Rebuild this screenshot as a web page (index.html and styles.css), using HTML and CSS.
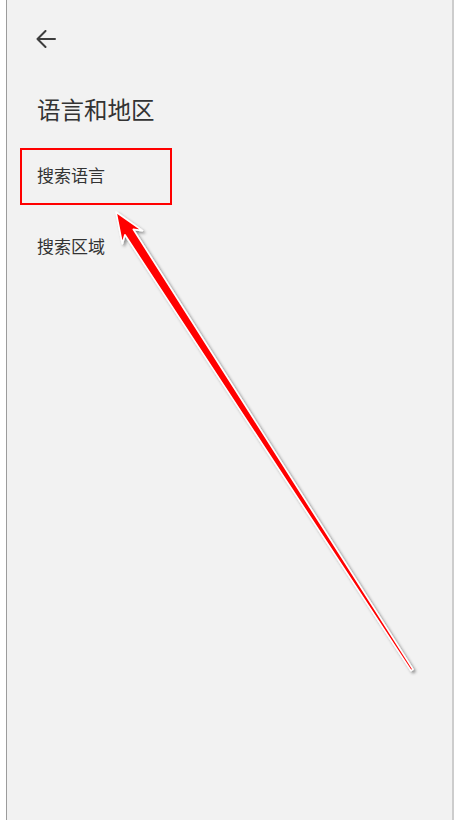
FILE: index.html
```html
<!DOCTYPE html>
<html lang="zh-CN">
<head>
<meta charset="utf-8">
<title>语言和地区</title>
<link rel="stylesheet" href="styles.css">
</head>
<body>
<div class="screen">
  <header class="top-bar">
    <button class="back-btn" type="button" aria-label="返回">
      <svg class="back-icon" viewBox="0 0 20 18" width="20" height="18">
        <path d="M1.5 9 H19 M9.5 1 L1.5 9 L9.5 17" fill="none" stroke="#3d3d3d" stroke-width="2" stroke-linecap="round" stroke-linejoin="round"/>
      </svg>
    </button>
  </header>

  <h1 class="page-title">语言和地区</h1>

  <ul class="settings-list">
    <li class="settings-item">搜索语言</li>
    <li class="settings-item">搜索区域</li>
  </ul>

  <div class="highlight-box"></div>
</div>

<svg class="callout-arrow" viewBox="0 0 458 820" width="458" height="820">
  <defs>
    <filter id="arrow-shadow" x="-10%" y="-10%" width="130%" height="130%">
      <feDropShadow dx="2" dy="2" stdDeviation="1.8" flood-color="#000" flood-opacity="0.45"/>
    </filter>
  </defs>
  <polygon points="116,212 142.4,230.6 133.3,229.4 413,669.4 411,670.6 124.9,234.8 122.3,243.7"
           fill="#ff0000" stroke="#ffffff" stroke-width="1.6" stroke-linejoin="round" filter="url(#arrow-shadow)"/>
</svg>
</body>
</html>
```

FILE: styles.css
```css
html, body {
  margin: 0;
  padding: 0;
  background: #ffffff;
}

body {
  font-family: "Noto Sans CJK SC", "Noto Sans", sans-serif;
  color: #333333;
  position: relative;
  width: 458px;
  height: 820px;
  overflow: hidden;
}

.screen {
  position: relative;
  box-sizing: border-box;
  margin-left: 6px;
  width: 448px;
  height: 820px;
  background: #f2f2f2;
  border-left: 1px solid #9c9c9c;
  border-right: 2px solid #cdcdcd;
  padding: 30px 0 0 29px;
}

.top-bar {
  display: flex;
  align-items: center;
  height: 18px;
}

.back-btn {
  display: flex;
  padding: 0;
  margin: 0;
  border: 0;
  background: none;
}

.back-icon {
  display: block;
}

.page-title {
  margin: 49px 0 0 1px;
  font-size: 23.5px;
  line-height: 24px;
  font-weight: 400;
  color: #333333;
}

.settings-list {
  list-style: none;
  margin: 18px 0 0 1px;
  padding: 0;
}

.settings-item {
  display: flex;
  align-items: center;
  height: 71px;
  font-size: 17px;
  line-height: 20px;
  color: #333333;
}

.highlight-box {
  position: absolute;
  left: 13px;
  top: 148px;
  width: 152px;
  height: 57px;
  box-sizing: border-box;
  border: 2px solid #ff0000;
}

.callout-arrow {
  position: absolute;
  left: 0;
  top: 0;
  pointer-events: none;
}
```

==*==

▶ Task instructions: Omit pictures; set down the rest of the material word for word.

▶ Expected answer:
Rebuild this screenshot as a web page (index.html and styles.css), using HTML and CSS.
FILE: index.html
```html
<!DOCTYPE html>
<html lang="zh-CN">
<head>
<meta charset="utf-8">
<title>语言和地区</title>
<link rel="stylesheet" href="styles.css">
</head>
<body>
<div class="screen">
  <header class="top-bar">
    <button class="back-btn" type="button" aria-label="返回">
      <svg class="back-icon" viewBox="0 0 20 18" width="20" height="18">
        <path d="M1.5 9 H19 M9.5 1 L1.5 9 L9.5 17" fill="none" stroke="#3d3d3d" stroke-width="2" stroke-linecap="round" stroke-linejoin="round"/>
      </svg>
    </button>
  </header>

  <h1 class="page-title">语言和地区</h1>

  <ul class="settings-list">
    <li class="settings-item">搜索语言</li>
    <li class="settings-item">搜索区域</li>
  </ul>

  <div class="highlight-box"></div>
</div>

<svg class="callout-arrow" viewBox="0 0 458 820" width="458" height="820">
  <defs>
    <filter id="arrow-shadow" x="-10%" y="-10%" width="130%" height="130%">
      <feDropShadow dx="2" dy="2" stdDeviation="1.8" flood-color="#000" flood-opacity="0.45"/>
    </filter>
  </defs>
  <polygon points="116,212 142.4,230.6 133.3,229.4 413,669.4 411,670.6 124.9,234.8 122.3,243.7"
           fill="#ff0000" stroke="#ffffff" stroke-width="1.6" stroke-linejoin="round" filter="url(#arrow-shadow)"/>
</svg>
</body>
</html>
```

FILE: styles.css
```css
html, body {
  margin: 0;
  padding: 0;
  background: #ffffff;
}

body {
  font-family: "Noto Sans CJK SC", "Noto Sans", sans-serif;
  color: #333333;
  position: relative;
  width: 458px;
  height: 820px;
  overflow: hidden;
}

.screen {
  position: relative;
  box-sizing: border-box;
  margin-left: 6px;
  width: 448px;
  height: 820px;
  background: #f2f2f2;
  border-left: 1px solid #9c9c9c;
  border-right: 2px solid #cdcdcd;
  padding: 30px 0 0 29px;
}

.top-bar {
  display: flex;
  align-items: center;
  height: 18px;
}

.back-btn {
  display: flex;
  padding: 0;
  margin: 0;
  border: 0;
  background: none;
}

.back-icon {
  display: block;
}

.page-title {
  margin: 49px 0 0 1px;
  font-size: 23.5px;
  line-height: 24px;
  font-weight: 400;
  color: #333333;
}

.settings-list {
  list-style: none;
  margin: 18px 0 0 1px;
  padding: 0;
}

.settings-item {
  display: flex;
  align-items: center;
  height: 71px;
  font-size: 17px;
  line-height: 20px;
  color: #333333;
}

.highlight-box {
  position: absolute;
  left: 13px;
  top: 148px;
  width: 152px;
  height: 57px;
  box-sizing: border-box;
  border: 2px solid #ff0000;
}

.callout-arrow {
  position: absolute;
  left: 0;
  top: 0;
  pointer-events: none;
}
```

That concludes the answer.